The Disintegration of The Persistence of Memory by Salvador Dalí is a landmark late work that was examined and conserved at ArtCare Conservation in Miami. The project combined historical research, advanced imaging, and carefully controlled treatment to stabilise the thin linen support, address tension-related cracking, and correct uneven historic varnish while preserving Dalí’s highly refined surface. The conservation ensures the long-term stability and visual clarity of this key example of Dalí’s post-war “Nuclear Mysticism,” now central to the Dalí Museum’s collection.
Historical Context
The Disintegration of The Persistence of Memory stands as one of Salvador Dalí’s most significant late works — a scientific, philosophical reimagining of his iconic 1931 painting The Persistence of Memory. Where the earlier painting explored dream logic and psychological time, this later version reflects Dalí’s post-war obsession with physics, nuclear theory, and the shifting nature of reality in the atomic age.
The painting underwent a full examination and conservation treatment at ArtCare Conservation in Miami. Advanced imaging and careful minimal intervention guided the work, ensuring the stability of both the structural support and Dalí’s highly controlled surface.
By the early 1950s, Dalí had entered what he termed his “Nuclear Mysticism” period — a fusion of Catholic mysticism, Renaissance technique, and the rapidly developing scientific theories of quantum mechanics and atomic structure. The detonation of the first nuclear bombs profoundly shaped Dalí’s artistic worldview, convincing him that matter itself was unstable, fragmentary, and charged with invisible forces.
The Disintegration of The Persistence of Memory is not a simple reprise of the earlier Surrealist masterpiece. It is a deliberate deconstruction. The placid dreamscape of 1931 fractures into floating blocks, suspended droplets, and disassociated planes. Water becomes transparent and modular; forms break apart into discrete particles; the soft watches — once metaphors for psychological time — now drift in a universe governed by atomic behaviour rather than subconscious narrative.
It is one of the clearest visual expressions of Dalí’s shift from Surrealism to scientific metaphysics.
Dalí painted this version on a thin linen support with a finely controlled surface and glossy varnish, both of which make the work especially responsive to environmental change. Its importance within the Dalí Museum’s collection, coupled with its technical sensitivity, makes periodic conservation essential.
Conservation Process
This abstract landscape by Salvador Dalí is painted on a thin linen canvas with an even tabby weave, secured to a four-member expandable wooden stretcher using small tacks—many of which Dalí painted over during the creation of the work. The canvas remained in fundamentally good condition, with only a light accumulation of dust on the verso. All eight expansion keys were intact, though they will require securing with monofilament wire to prevent future displacement.

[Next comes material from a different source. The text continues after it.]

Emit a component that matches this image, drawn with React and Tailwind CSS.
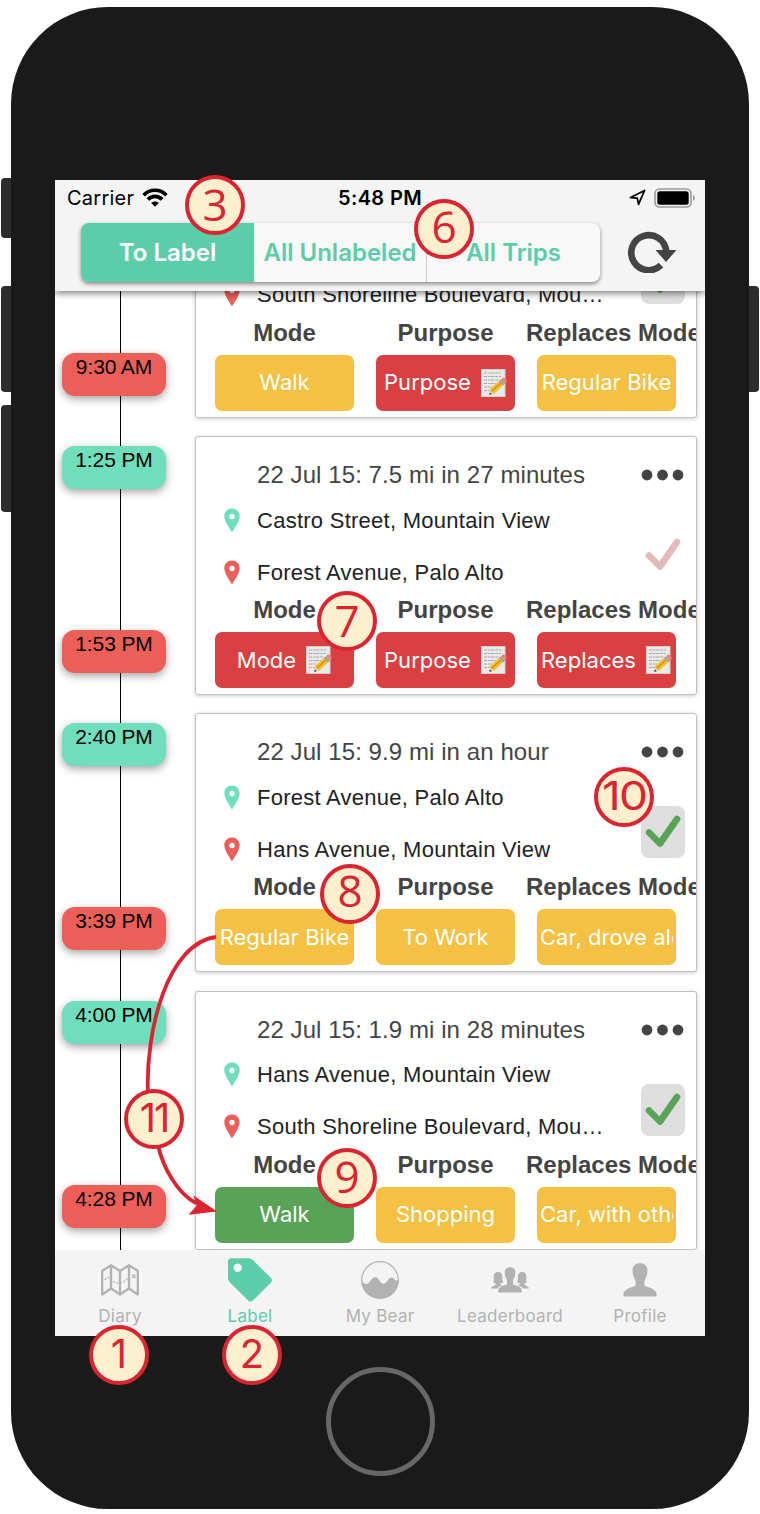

Examination of the painted surface revealed several condition issues typical of Dalí’s mid-century works on canvas. The paint layers, applied in a paste-vehicular manner and finished with a high-gloss varnish, displayed stretcher-bar cracks formed where the stretcher had pressed against the canvas over time. These features are stable but require periodic monitoring. Additional cracking noted near the centre of the composition had likely developed from uneven tension in the support; these were softened and reduced through carefully controlled moisture and flattening treatments.
The varnish layer, applied unevenly during a past restoration, created an irregular surface gloss that disrupted the legibility of Dalí’s colour and modelling. This was addressed through a controlled reduction using a 40% acetone / 60% OMS solution delivered via sectioned sheets of Evolon under Mylar, each applied for a timed 40-second dwell. The reduction restored a more balanced surface reflectance, allowing the chromatic relationships within the composition to read as intended.
Localised aesthetic issues were also treated. A small scratch at the lower proper left was visually reintegrated using reversible Gamblin Conservation Colors, and minor paint losses at the lower proper right were rebuilt with Modostuc fills and toned to match the surrounding paint film.
Following treatment, the painting now presents with improved surface clarity, restored optical balance, and renewed structural stability, thereby allowing Dalí’s controlled handling, subtle colour transitions, and characteristic luminosity to be appreciated without distraction.